MITRAPOL.com, Banda Aceh – Deputi Direktur Walhi Aceh, M. Nasir mengatakan melalui Riliesnya kepada Media Mitrapol, kegiatan pertambangan emas ilegal di Kabupaten Nagan Raya dilakukan untuk mengambil komoditas emas primer yang berada di pegunungan dengan pola menggali lubang dan mengambil material mineral, kemudian pola kedua yaitu melalui kegiatan pertambangan di daerah sungai, hutan dan pemukiman menggunakan alat berat untuk pengambilan komoditas emas placer.
Hasil pemetaan WALHI Aceh, area hutan dan lahan di kabupaten Nagan Raya yang memiliki pertambangan emas ilegal, lokasi terluas di Aceh yaitu mencapai 1.922,34 hektar ucapnya.

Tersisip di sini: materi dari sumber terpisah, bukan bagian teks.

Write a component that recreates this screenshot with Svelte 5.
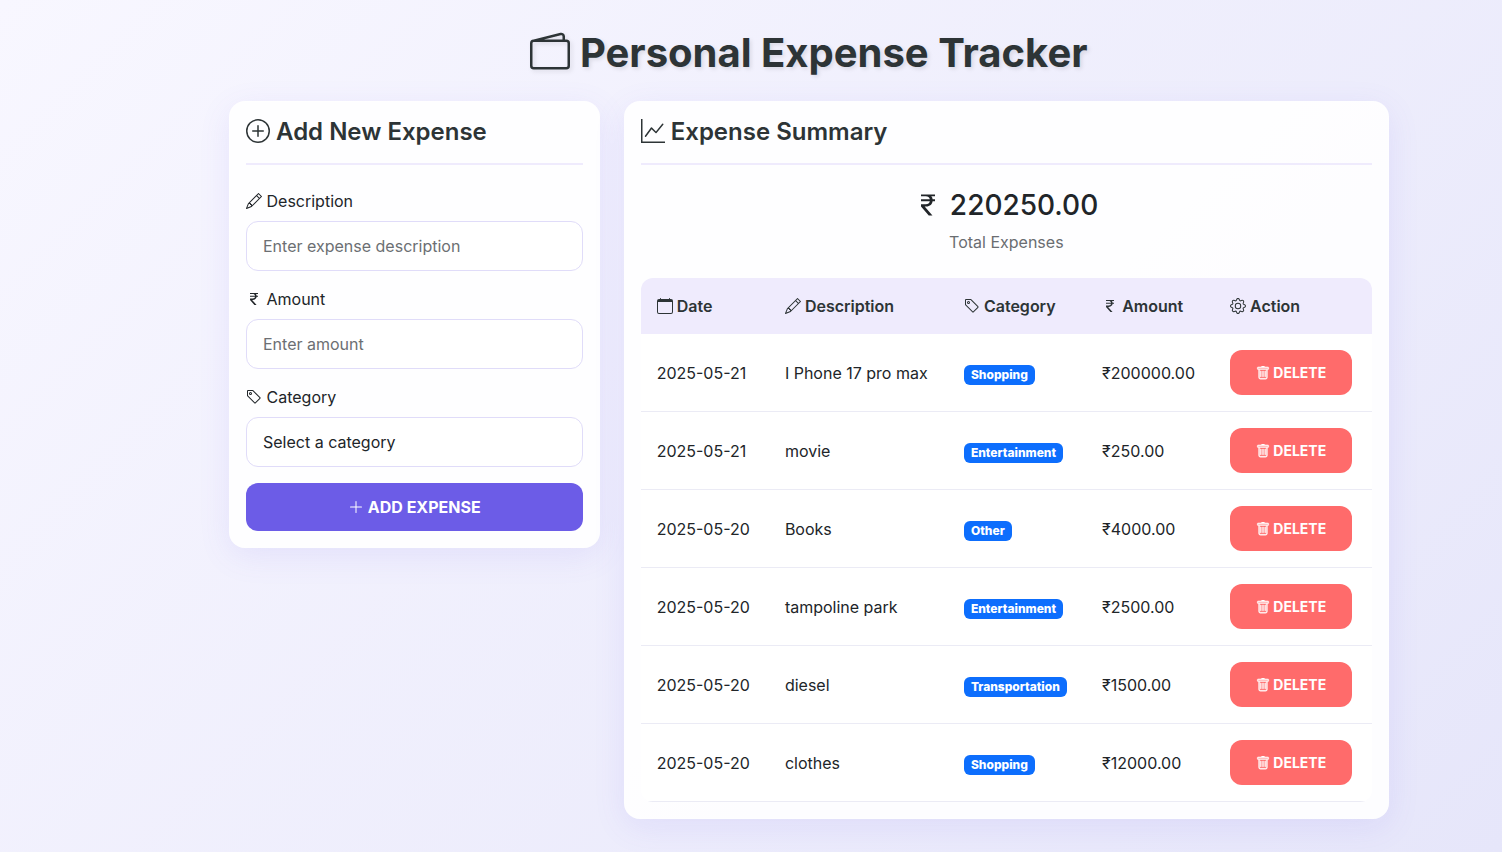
<script>
  const icons = {
    wallet: ['M12.136.326A1.5 1.5 0 0 1 14 1.78V3h.5A1.5 1.5 0 0 1 16 4.5v9a1.5 1.5 0 0 1-1.5 1.5h-13A1.5 1.5 0 0 1 0 13.5v-9a1.5 1.5 0 0 1 1.432-1.499zM5.562 3H13V1.78a.5.5 0 0 0-.621-.484zM1.5 4a.5.5 0 0 0-.5.5v9a.5.5 0 0 0 .5.5h13a.5.5 0 0 0 .5-.5v-9a.5.5 0 0 0-.5-.5z'],
    plusCircle: ['M8 15A7 7 0 1 1 8 1a7 7 0 0 1 0 14m0 1A8 8 0 1 0 8 0a8 8 0 0 0 0 16', 'M8 4a.5.5 0 0 1 .5.5v3h3a.5.5 0 0 1 0 1h-3v3a.5.5 0 0 1-1 0v-3h-3a.5.5 0 0 1 0-1h3v-3A.5.5 0 0 1 8 4'],
    graph: ['M0 0h1v15h15v1H0zm14.817 3.113a.5.5 0 0 1 .07.704l-4.5 5.5a.5.5 0 0 1-.74.037L7.06 6.767l-3.656 5.027a.5.5 0 0 1-.808-.588l4-5.5a.5.5 0 0 1 .758-.06l2.609 2.61 4.15-5.073a.5.5 0 0 1 .704-.07'],
    pencil: ['M12.146.146a.5.5 0 0 1 .708 0l3 3a.5.5 0 0 1 0 .708l-10 10a.5.5 0 0 1-.168.11l-5 2a.5.5 0 0 1-.65-.65l2-5a.5.5 0 0 1 .11-.168zM11.207 2.5 13.5 4.793 14.793 3.5 12.5 1.207zm1.586 3L10.5 3.207 4 9.707V10h.5a.5.5 0 0 1 .5.5v.5h.5a.5.5 0 0 1 .5.5v.5h.293zm-9.761 5.175-.106.106-1.528 3.821 3.821-1.528.106-.106A.5.5 0 0 1 5 12.5V12h-.5a.5.5 0 0 1-.5-.5V11h-.5a.5.5 0 0 1-.468-.325'],
    rupee: ['M4 3.06h2.726c1.22 0 2.12.575 2.325 1.724H4v1.051h5.051C8.855 7.001 8 7.558 6.788 7.558H4v1.317L8.437 14h2.11L6.095 8.884h.855c2.316-.018 3.465-1.476 3.688-3.049H12V4.784h-1.345c-.08-.778-.357-1.335-.793-1.732H12V2H4z'],
    tag: ['M6 4.5a1.5 1.5 0 1 1-3 0 1.5 1.5 0 0 1 3 0m-1 0a.5.5 0 1 0-1 0 .5.5 0 0 0 1 0', 'M2 1h4.586a1 1 0 0 1 .707.293l7 7a1 1 0 0 1 0 1.414l-4.586 4.586a1 1 0 0 1-1.414 0l-7-7A1 1 0 0 1 1 6.586V2a1 1 0 0 1 1-1m0 5.586 7 7L13.586 9l-7-7H2z'],
    plus: ['M8 2a.5.5 0 0 1 .5.5v5h5a.5.5 0 0 1 0 1h-5v5a.5.5 0 0 1-1 0v-5h-5a.5.5 0 0 1 0-1h5v-5A.5.5 0 0 1 8 2'],
    calendar: ['M3.5 0a.5.5 0 0 1 .5.5V1h8V.5a.5.5 0 0 1 1 0V1h1a2 2 0 0 1 2 2v11a2 2 0 0 1-2 2H2a2 2 0 0 1-2-2V3a2 2 0 0 1 2-2h1V.5a.5.5 0 0 1 .5-.5M1 4v10a1 1 0 0 0 1 1h12a1 1 0 0 0 1-1V4z'],
    gear: ['M8 4.754a3.246 3.246 0 1 0 0 6.492 3.246 3.246 0 0 0 0-6.492M5.754 8a2.246 2.246 0 1 1 4.492 0 2.246 2.246 0 0 1-4.492 0', 'M9.796 1.343c-.527-1.79-3.065-1.79-3.592 0l-.094.319a.873.873 0 0 1-1.255.52l-.292-.16c-1.64-.892-3.433.902-2.54 2.541l.159.292a.873.873 0 0 1-.52 1.255l-.319.094c-1.79.527-1.79 3.065 0 3.592l.319.094a.873.873 0 0 1 .52 1.255l-.16.292c-.892 1.64.901 3.434 2.541 2.54l.292-.159a.873.873 0 0 1 1.255.52l.094.319c.527 1.79 3.065 1.79 3.592 0l.094-.319a.873.873 0 0 1 1.255-.52l.292.16c1.64.893 3.434-.902 2.54-2.541l-.159-.292a.873.873 0 0 1 .52-1.255l.319-.094c1.79-.527 1.79-3.065 0-3.592l-.319-.094a.873.873 0 0 1-.52-1.255l.16-.292c.893-1.64-.902-3.433-2.541-2.54l-.292.159a.873.873 0 0 1-1.255-.52zm-2.633.283c.246-.835 1.428-.835 1.674 0l.094.319a1.873 1.873 0 0 0 2.693 1.115l.291-.16c.764-.415 1.6.42 1.184 1.185l-.159.292a1.873 1.873 0 0 0 1.116 2.692l.318.094c.835.246.835 1.428 0 1.674l-.319.094a1.873 1.873 0 0 0-1.115 2.693l.16.291c.415.764-.42 1.6-1.185 1.184l-.291-.159a1.873 1.873 0 0 0-2.693 1.116l-.094.318c-.246.835-1.428.835-1.674 0l-.094-.319a1.873 1.873 0 0 0-2.692-1.115l-.292.16c-.764.415-1.6-.42-1.184-1.185l.159-.291A1.873 1.873 0 0 0 1.945 8.93l-.319-.094c-.835-.246-.835-1.428 0-1.674l.319-.094A1.873 1.873 0 0 0 3.06 4.377l-.16-.292c-.415-.764.42-1.6 1.185-1.184l.292.159a1.873 1.873 0 0 0 2.692-1.115z'],
    trash: ['M5.5 5.5A.5.5 0 0 1 6 6v6a.5.5 0 0 1-1 0V6a.5.5 0 0 1 .5-.5m2.5 0a.5.5 0 0 1 .5.5v6a.5.5 0 0 1-1 0V6a.5.5 0 0 1 .5-.5m3 .5a.5.5 0 0 0-1 0v6a.5.5 0 0 0 1 0z', 'M14.5 3a1 1 0 0 1-1 1H13v9a2 2 0 0 1-2 2H5a2 2 0 0 1-2-2V4h-.5a1 1 0 0 1-1-1V2a1 1 0 0 1 1-1H6a1 1 0 0 1 1-1h2a1 1 0 0 1 1 1h3.5a1 1 0 0 1 1 1zM4.118 4 4 4.059V13a1 1 0 0 0 1 1h6a1 1 0 0 0 1-1V4.059L11.882 4zM2.5 3h11V2h-11z']
  };

  const columns = [
    { icon: 'calendar', label: 'Date' },
    { icon: 'pencil', label: 'Description' },
    { icon: 'tag', label: 'Category' },
    { icon: 'rupee', label: 'Amount' },
    { icon: 'gear', label: 'Action' }
  ];
  const categories = ['Shopping', 'Entertainment', 'Transportation', 'Other'];

  let expenses = $state([
    { id: 1, date: '2025-05-21', description: 'I Phone 17 pro max', category: 'Shopping', amount: 200000 },
    { id: 2, date: '2025-05-21', description: 'movie', category: 'Entertainment', amount: 250 },
    { id: 3, date: '2025-05-20', description: 'Books', category: 'Other', amount: 4000 },
    { id: 4, date: '2025-05-20', description: 'tampoline park', category: 'Entertainment', amount: 2500 },
    { id: 5, date: '2025-05-20', description: 'diesel', category: 'Transportation', amount: 1500 },
    { id: 6, date: '2025-05-20', description: 'clothes', category: 'Shopping', amount: 12000 }
  ]);
  let description = $state('');
  let amount = $state('');
  let category = $state('');
  let nextId = 7;
  const total = $derived(expenses.reduce((sum, e) => sum + e.amount, 0));

  function add(event) {
    event.preventDefault();
    const value = Number(amount);
    if (!description || !value || !category) return;
    const date = new Date().toISOString().slice(0, 10);
    expenses = [{ id: nextId++, date, description, category, amount: value }, ...expenses];
    description = '';
    amount = '';
    category = '';
  }

  function remove(id) {
    expenses = expenses.filter((e) => e.id !== id);
  }
</script>

{#snippet icon(name)}
  <svg class="icon {name}" viewBox="0 0 16 16" aria-hidden="true">
    {#each icons[name] as d}<path {d} />{/each}
  </svg>
{/snippet}

<main class="page">
  <div class="container">
    <h1>{@render icon('wallet')} Personal Expense Tracker</h1>

    <div class="columns">
      <section class="card entry">
        <h2>{@render icon('plusCircle')} Add New Expense</h2>
        <form onsubmit={add}>
          <div class="field">
            <label for="description">{@render icon('pencil')} Description</label>
            <input id="description" type="text" placeholder="Enter expense description" bind:value={description} />
          </div>
          <div class="field">
            <label for="amount">{@render icon('rupee')} Amount</label>
            <input id="amount" type="text" inputmode="decimal" placeholder="Enter amount" bind:value={amount} />
          </div>
          <div class="field">
            <label for="category">{@render icon('tag')} Category</label>
            <select id="category" bind:value={category}>
              <option value="">Select a category</option>
              {#each categories as c}<option value={c}>{c}</option>{/each}
            </select>
          </div>
          <button class="add" type="submit">{@render icon('plus')} ADD EXPENSE</button>
        </form>
      </section>

      <section class="card summary">
        <h2>{@render icon('graph')} Expense Summary</h2>
        <div class="total">
          <p class="sum">{@render icon('rupee')} {total.toFixed(2)}</p>
          <p class="caption">Total Expenses</p>
        </div>
        <div class="table-wrap">
          <table>
            <thead>
              <tr>
                {#each columns as col}<th scope="col">{@render icon(col.icon)} {col.label}</th>{/each}
              </tr>
            </thead>
            <tbody>
              {#each expenses as e (e.id)}
                <tr>
                  <td>{e.date}</td>
                  <td>{e.description}</td>
                  <td><span class="badge">{e.category}</span></td>
                  <td>₹{e.amount.toFixed(2)}</td>
                  <td><button class="delete" type="button" onclick={() => remove(e.id)}>{@render icon('trash')} DELETE</button></td>
                </tr>
              {/each}
            </tbody>
          </table>
        </div>
      </section>
    </div>
  </div>
</main>

<style>
  :global(body) {
    margin: 0;
  }

  .page,
  .page * {
    box-sizing: border-box;
  }

  .page {
    min-height: 100vh;
    padding: 29px 0 32px 116px;
    background: linear-gradient(135deg, #f8f7ff 0%, #e6e6fa 100%);
    color: #212529;
    font-family: Inter, 'Liberation Sans', sans-serif;
    font-size: 16px;
    line-height: 24px;
  }

  .container {
    max-width: 1160px;
    margin: 0 auto;
  }

  .icon {
    width: 1em;
    height: 1em;
    fill: currentColor;
    vertical-align: -0.125em;
  }

  h1 {
    margin: 0 0 24px;
    color: #2d3436;
    font-size: 40px;
    font-weight: 700;
    line-height: 48px;
    text-align: center;
    text-shadow: 2px 2px 4px rgba(0, 0, 0, 0.1);
  }

  h1 .icon {
    filter: drop-shadow(2px 2px 2px rgba(0, 0, 0, 0.1));
  }

  .columns {
    display: grid;
    grid-template-columns: repeat(12, minmax(0, 1fr));
    gap: 24px;
    align-items: start;
  }

  .card {
    padding: 16px;
    border: 1px solid rgba(255, 255, 255, 0.2);
    border-radius: 16px;
    background: rgba(255, 255, 255, 0.9);
    box-shadow: 0 8px 32px rgba(108, 92, 231, 0.1);
  }

  .entry {
    grid-column: span 4;
  }

  .summary {
    grid-column: span 8;
  }

  h2 {
    margin: 0 0 24px;
    padding-bottom: 17px;
    border-bottom: 2px solid #efebfd;
    color: #2d3436;
    font-size: 24px;
    font-weight: 600;
    line-height: 28px;
  }

  .field {
    margin-bottom: 16px;
  }

  label {
    display: block;
    margin-bottom: 8px;
  }

  input,
  select {
    display: block;
    width: 100%;
    height: 50px;
    padding: 12px 16px;
    border: 1px solid #e0dcf9;
    border-radius: 12px;
    background: #fff;
    color: #212529;
    font: inherit;
    appearance: none;
  }

  input::placeholder {
    color: #6c6f73;
    opacity: 1;
  }

  button {
    padding: 12px 26px;
    border: 0;
    border-radius: 12px;
    color: #fff;
    font-family: inherit;
    font-weight: 700;
    cursor: pointer;
  }

  .add {
    width: 100%;
    background: #6c5ce7;
    font-size: 16px;
    line-height: 24px;
  }

  .total {
    margin-bottom: 24px;
    text-align: center;
  }

  .sum {
    margin: 0 0 8px;
    font-size: 28px;
    font-weight: 500;
    line-height: 33px;
  }

  .caption {
    margin: 0;
    color: #6a6d71;
  }

  .table-wrap {
    overflow: hidden;
    border-radius: 12px;
  }

  table {
    width: 100%;
    border-collapse: collapse;
    background: #fff;
  }

  th,
  td {
    padding: 16px;
    text-align: left;
    vertical-align: middle;
    white-space: nowrap;
  }

  th {
    background: #efebfd;
    color: #2d3436;
    font-weight: 600;
  }

  tbody tr {
    border-bottom: 1px solid #ebebf5;
  }

  .badge {
    display: inline-block;
    padding: 4px 7px;
    border-radius: 6px;
    background: #0d6efd;
    color: #fff;
    font-size: 12px;
    font-weight: 800;
    line-height: 12px;
    vertical-align: baseline;
  }

  .delete {
    display: block;
    background: #ff6b6b;
    font-size: 14px;
    line-height: 21px;
  }

  .trash {
    stroke: currentColor;
    stroke-width: 0.5;
  }
</style>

Terdapat tiga sektor bisnis yang menjadi pendukung utama sehingga kegiatan pertambangan emas ilegal sulit diberantas sampai saat ini, yaitu bisnis bahan bakar minyak (BBM), yang selama ini dipasok untuk alat berat, mesin sedot, genset, dan mesin gelondongan, kedua adalah pemasok merkuri atau sianida untuk kebutuhan pemurnian mineral emas, dan yang ketiga yaitu bisnis penampung hasil produk ilegal tersebut ungkap Deputi Direktur WALHI Aceh
Masih menurut Deputi Direktur Walhi Aceh, M.Nasir, dampak yang terjadi akibat pertambangan emas ilegal adalah terjadinya rusak dan berkurangnya kualitas air sungai akibat terkontaminasi zat berbahaya, hilang tutupan hutan, rusak pemukiman penduduk, terganggu habitat satwa dalam hutan, menjadi faktor penyebab bencana ekologis banjir dan longsor, hilang nyawa pekerja, dan secara umum menjadi penyebab perubahan iklim.
“Jadi, kami dari WALHI mendesak pemerintah Aceh untuk melakukan upaya perbaikan tata kelola Pertambangan emas ilegal yang ada di Aceh yaitu melalui pengusulan wilayah pertambangan rakyat (WPR) untuk ditetapkan dalam peta Wilayah Pertambangan (WP) Provinsi Aceh dengan demikian, masyarakat dapat mengurus Izin Pertambangan Rakyat (IPR) sehingga memiliki instrumen perlindungan dan pengelolaan lingkungan hidup,” ucapnya.
Selama hal tersebut tidak mampu dilakukan oleh Pemerintah, maka akan selamanya masyarakat berada dalam “dosa” ekologi, tentunya apa yang dilakukan oleh masyarakat merupakan pidana pengrusakan lingkungan, pidana pertambangan, dan kehutanan jika lokasi berada dalam kawasan hutan, maka tidak ada pilihan bagi Aparat Penegak hukum selain melakukan penindakan hukum dan memutuskan mata rantai bisnis pendukung kegiatan ilegal tersebut, ujar M. Nasir.
Selain itu, di Aceh juga ada pola pertambangan emas dilakukan dalam area Izin Usaha Pertambangan, namun kegiatan pertambangan dilakukan dengan karakteristik ilegal, karena tidak dibekali kaedah pertambangan yang baik, tidak memiliki SOP, abai ketentuan perizinan, dan tidak memiliki safety keselamatan pekerja, ujar Deputi Direktur WALHI Aceh.
Selanjutnya M. Nasir mengatakan ke intinya, untuk perbaikan tata kelola Pertambangan emas ilegal di Kabupaten Nagan Raya tidak hanya tanggung jawab Aparat Penegak hukum semata, namun Pemerintah Aceh atas kewenangannya juga memiliki tanggungjawab yang sama tutupnya.